── Available data ──

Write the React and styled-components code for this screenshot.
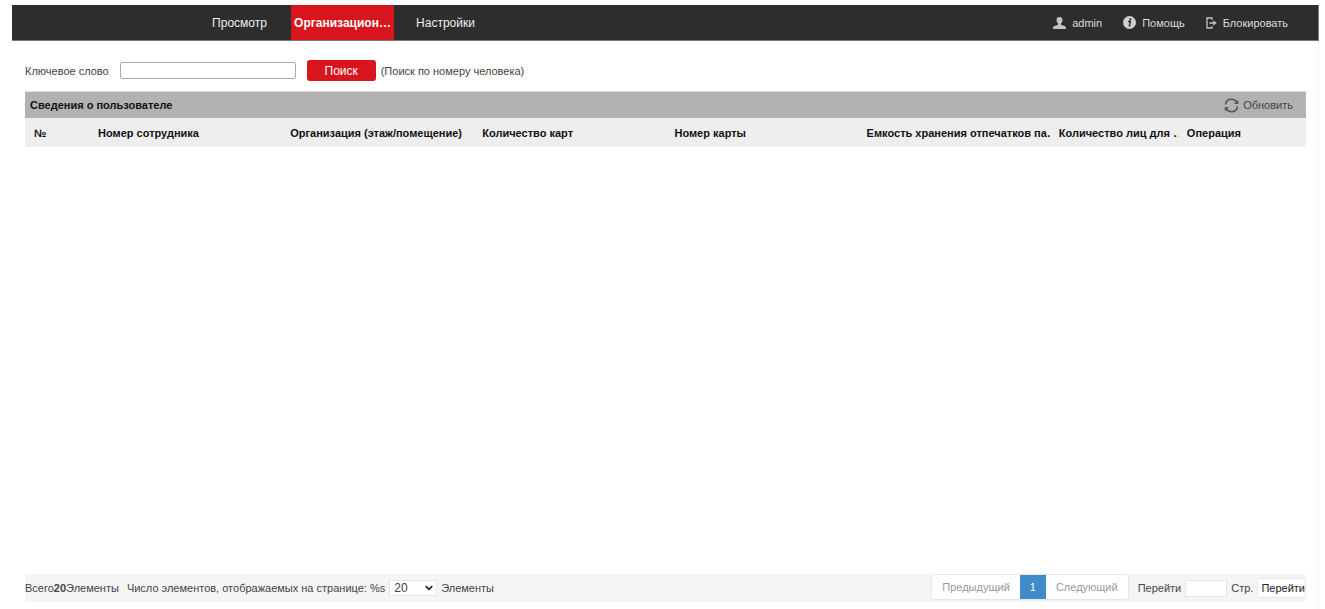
import { useState } from "react";
import styled, { createGlobalStyle } from "styled-components";

const tabs = [
  { id: "view", label: "Просмотр" },
  { id: "org", label: "Организацион…" },
  { id: "settings", label: "Настройки" },
];

const columns = [
  { title: "№", width: 5 },
  { title: "Номер сотрудника", width: 15 },
  { title: "Организация (этаж/помещение)", width: 15 },
  { title: "Количество карт", width: 15 },
  { title: "Номер карты", width: 15 },
  { title: "Емкость хранения отпечатков па…", width: 15 },
  { title: "Количество лиц для …", width: 10 },
  { title: "Операция", width: 10 },
];

const UserIcon = () => (
  <svg width="13" height="12" viewBox="0 0 13 12" fill="#c4c4c4" aria-hidden="true">
    <path d="M6.5 0C4.6 0 3.5 1.3 3.5 3.1c0 1.4.6 2.8 1.6 3.5v1.2L1.4 9.1C.5 9.5 0 10.2 0 12h13c0-1.800-.5-2.500-1.400-2.900L7.900 7.800V6.600c1-.7 1.600-2.100 1.600-3.500C9.500 1.300 8.400 0 6.500 0z" />
  </svg>
);

const InfoIcon = () => (
  <svg width="13" height="13" viewBox="0 0 13 13" aria-hidden="true">
    <circle cx="6.5" cy="6.5" r="6.500" fill="#d0d0d0" />
    <circle cx="7.3" cy="3.3" r="1.100" fill="#2d2d2d" />
    <path d="M5 5.500h2.400L6.400 9.700h1" fill="none" stroke="#2d2d2d" strokeWidth="1.400" />
  </svg>
);

const LogoutIcon = () => (
  <svg width="11" height="12" viewBox="0 0 11 12" fill="none" stroke="#c4c4c4" aria-hidden="true">
    <path d="M6 2.800V1H1v10h5V9.200" strokeWidth="1.300" />
    <path d="M3.500 6H8" strokeWidth="1.500" />
    <path d="M7.300 3.300L10.600 6 7.300 8.700z" fill="#c4c4c4" stroke="none" />
  </svg>
);

const RefreshIcon = () => (
  <svg width="15" height="15" viewBox="0 0 15 15" fill="none" stroke="#555" strokeWidth="1.600" aria-hidden="true">
    <path d="M1.500 6.500C2 3.500 4.500 1.300 7.500 1.300c2.200 0 4 1 5.100 2.700" />
    <path d="M13.500 8.500c-.5 3-3 5.200-6 5.200-2.200 0-4-1-5.100-2.700" />
    <path d="M14.300 1.800V6h-4.200z" fill="#555" stroke="none" />
    <path d="M.7 13.200V9h4.200z" fill="#555" stroke="none" />
  </svg>
);

const App = () => {
  const [active, setActive] = useState("org");
  const [keyword, setKeyword] = useState("");
  const [perPage, setPerPage] = useState("20");
  const [page, setPage] = useState("");

  return (
    <>
      <GlobalStyle />
      <Page>
        <Header>
          <Nav>
            {tabs.map((tab) => (
              <Tab
                key={tab.id}
                type="button"
                $active={active === tab.id}
                onClick={() => setActive(tab.id)}
              >
                {tab.label}
              </Tab>
            ))}
          </Nav>
          <UserMenu>
            <MenuLink href="#user"><UserIcon />admin</MenuLink>
            <MenuLink href="#help"><InfoIcon />Помощь</MenuLink>
            <MenuLink href="#lock"><LogoutIcon />Блокировать</MenuLink>
          </UserMenu>
        </Header>

        <Content>
          <SearchForm onSubmit={(e) => e.preventDefault()}>
            <label htmlFor="keyword">Ключевое слово</label>
            <KeywordInput
              id="keyword"
              type="text"
              value={keyword}
              onChange={(e) => setKeyword(e.target.value)}
            />
            <SearchButton type="submit">Поиск</SearchButton>
            <span>(Поиск по номеру человека)</span>
          </SearchForm>

          <TitleBar>
            <Title>Сведения о пользователе</Title>
            <RefreshButton type="button"><RefreshIcon />Обновить</RefreshButton>
          </TitleBar>
          <Table>
            <thead>
              <tr>
                {columns.map((col) => (
                  <HeadCell key={col.title} scope="col" $width={col.width}>{col.title}</HeadCell>
                ))}
              </tr>
            </thead>
          </Table>

          <Footer>
            <Totals>
              <span>Всего<b>20</b>Элементы</span>
              <PerPage>
                <label htmlFor="perPage">Число элементов, отображаемых на странице: %s</label>
                <SelectBox>
                  <Select id="perPage" value={perPage} onChange={(e) => setPerPage(e.target.value)}>
                    <option value="20">20</option>
                  </Select>
                  <Chevron viewBox="0 0 8 6" aria-hidden="true">
                    <path d="M.8 1.200L4 4.400l3.200-3.200" fill="none" stroke="#222" strokeWidth="1.700" />
                  </Chevron>
                </SelectBox>
                <span>Элементы</span>
              </PerPage>
            </Totals>
            <Pager>
              <PageGroup>
                <PageButton type="button">Предыдущий</PageButton>
                <PageButton type="button" $current>1</PageButton>
                <PageButton type="button">Следующий</PageButton>
              </PageGroup>
              <GoTo>
                <label htmlFor="page">Перейти</label>
                <PageInput id="page" type="text" value={page} onChange={(e) => setPage(e.target.value)} />
                <span>Стр.</span>
                <GoButton type="button">Перейти</GoButton>
              </GoTo>
            </Pager>
          </Footer>
        </Content>
      </Page>
    </>
  );
};

const GlobalStyle = createGlobalStyle`
  * {
    box-sizing: border-box;
  }

  body {
    margin: 0;
    background: #fff;
    color: #444;
    font-family: "Liberation Sans", Arial, sans-serif;
    font-size: 11px;
    line-height: 16px;
  }

  button, input, select {
    font: inherit;
    color: inherit;
    margin: 0;
  }

  button {
    padding: 0;
    border: none;
    background: none;
    white-space: nowrap;
    cursor: pointer;
  }
`;

const Page = styled.div`
  display: flex;
  flex-direction: column;
  min-height: 100vh;
  padding: 5px 6px 0 12px;
`;

const Header = styled.header`
  display: flex;
  justify-content: space-between;
  height: 36px;
  padding: 0 30px 0 176px;
  background: #2d2d2d;
  border-right: 1px solid #777;
  border-bottom: 1px solid #777;
`;

const Nav = styled.nav`
  display: flex;
`;

const Tab = styled.button`
  width: 103px;
  color: ${(props) => (props.$active ? "#fff" : "#eee")};
  background: ${(props) => (props.$active ? "#d8151c" : "transparent")};
  font-size: 12px;
  font-weight: ${(props) => (props.$active ? "bold" : "normal")};
`;

const UserMenu = styled.div`
  display: flex;
  gap: 21px;
`;

const MenuLink = styled.a`
  display: flex;
  align-items: center;
  gap: 6px;
  color: #ddd;
  text-decoration: none;
`;

const Content = styled.main`
  flex: 1;
  display: flex;
  flex-direction: column;
  padding: 0 12px 7px 13px;
  border-right: 1px solid #f2f2f2;
`;

const SearchForm = styled.form`
  display: flex;
  align-items: center;
  height: 50px;
  padding-top: 9px;
`;

const KeywordInput = styled.input`
  width: 176px;
  height: 17px;
  margin: 0 11px;
  padding: 0 4px;
  border: 1px solid #aaa;
  border-radius: 2px;
`;

const SearchButton = styled.button`
  width: 69px;
  height: 21px;
  margin-right: 5px;
  border-radius: 3px;
  color: #fff;
  background: #d8151c;
  font-size: 12px;
`;

const TitleBar = styled.div`
  display: flex;
  align-items: center;
  justify-content: space-between;
  height: 27px;
  padding: 0 13px 0 5px;
  background: #b2b2b2;
  border-top: 1px solid #ddd;
`;

const Title = styled.h2`
  margin: 0;
  color: #111;
  font-size: 11px;
`;

const RefreshButton = styled.button`
  display: flex;
  align-items: center;
  gap: 4px;
`;

const Table = styled.table`
  width: 100%;
  table-layout: fixed;
  border-collapse: collapse;
`;

const HeadCell = styled.th`
  width: ${(props) => props.$width}%;
  height: 29px;
  padding: 0 0 0 9px;
  background: #eee;
  color: #111;
  text-align: left;
  white-space: nowrap;
  overflow: hidden;
`;

const Footer = styled.footer`
  display: flex;
  justify-content: space-between;
  height: 28px;
  margin-top: auto;
  background: #f5f5f5;
`;

const Totals = styled.div`
  display: flex;
  align-items: center;
  gap: 8px;
`;

const PerPage = styled.div`
  display: flex;
  align-items: center;
  gap: 4px;
`;

const SelectBox = styled.div`
  position: relative;
  display: flex;
`;

const Select = styled.select`
  appearance: none;
  width: 48px;
  height: 16px;
  padding: 0 4px;
  border: 1px solid #e6e6e6;
  background: #fff;
  font-size: 12px;
  line-height: 14px;
`;

const Chevron = styled.svg`
  position: absolute;
  top: 5px;
  right: 4px;
  width: 8px;
  height: 6px;
  pointer-events: none;
`;

const Pager = styled.div`
  display: flex;
  gap: 9px;
`;

const PageGroup = styled.div`
  display: flex;
  height: 26px;
  border: 1px solid #e6e6e6;
  border-radius: 3px;
  background: #fff;
`;

const PageButton = styled.button`
  padding: 0 10px;
  color: ${(props) => (props.$current ? "#fff" : "#999")};
  background: ${(props) => (props.$current ? "#428bca" : "transparent")};
`;

const GoTo = styled.div`
  display: flex;
  align-items: center;
  gap: 4px;
`;

const PageInput = styled.input`
  width: 42px;
  height: 17px;
  padding: 0 4px;
  border: 1px solid #e6e6e6;
  background: #fff;
`;

const GoButton = styled.button`
  height: 20px;
  padding: 0 0 0 3px;
  border: 1px solid #e6e6e6;
  border-radius: 3px;
  background: #fff;
  color: #222;
`;

export default App;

───

## Direction
Look through the data and show every line containing "components".

## Solution to this exercise
Write the React and styled-components code for this screenshot.
import styled, { createGlobalStyle } from "styled-components";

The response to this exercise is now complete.